James J. Montague - Early Life

Early Life

James Jackson Montague was born in Mason City, Iowa on April 16, 1873, the sixth child and third son of John Vose Wood Montague and Martha Washington Jackson. The couple lost their first daughter and son in early childhood; four children survived, including James, his brother Richard, and daughters Carrie and Jane.

In Mason City the father worked as a cashier of the First National Bank until it began to lose money in the recession of 1887. The family then moved to Portland, Oregon, where the father went into the insurance business. James J. Montague entered high school there, finishing in two years so he could go to work to help support the family. Consequently he never attended university, but he made up for his lack of formal education through a love of literature. In the memoir Memory Street, his son Richard wrote: "He was an omnivorous reader, especially of the works of Shakespeare, Conrad, Mark Twain, O. Henry, Shelley, Keats, Coleridge, Byron Burns"

Montague first worked at lumber mill and later a fish-freezing plant. When he heard there was an opening for an office boy at the Portland Oregonian, he was sufficiently interested in becoming a journalist that he offered to initially work without pay. In 1896, at age 23, he was hired as a "cub" reporter at a salary of $10 a week. Soon after, the writer of an Oregonian column titled "Slings and Arrows" died, and Montague was offered the opportunity to take it over. His version of the column, which often included comic verse, was considered "an immediate success."

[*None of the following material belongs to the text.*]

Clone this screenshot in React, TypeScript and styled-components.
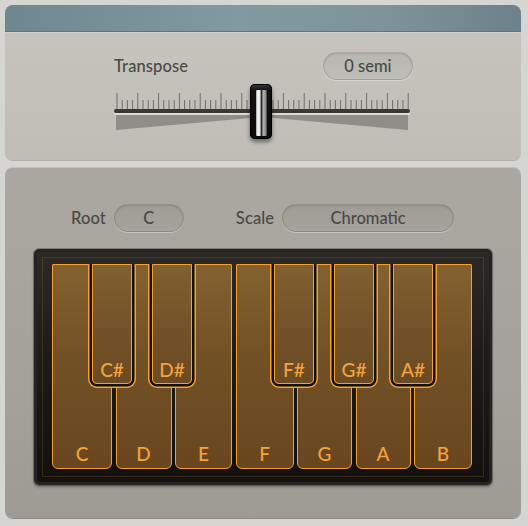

In 1898, at age 25, Montague married Helen L. Hageny of Portland, Oregon. Their first child, Richard, was born in 1900. Two years later Montague's writing attracted the attention of publisher William Randolph Hearst through New York Evening Journal cartoonist Homer Davenport, who had worked at the Oregonian before moving to New York in 1895. Through an agent, Hearst offered Montague a position in New York City but he declined, preferring to remain in Portland. Hearst was insistent, however, and the writer named what he thought was a prohibitive price, $60 a week — double his salary at the time — and was "flabbergasted" when it was accepted.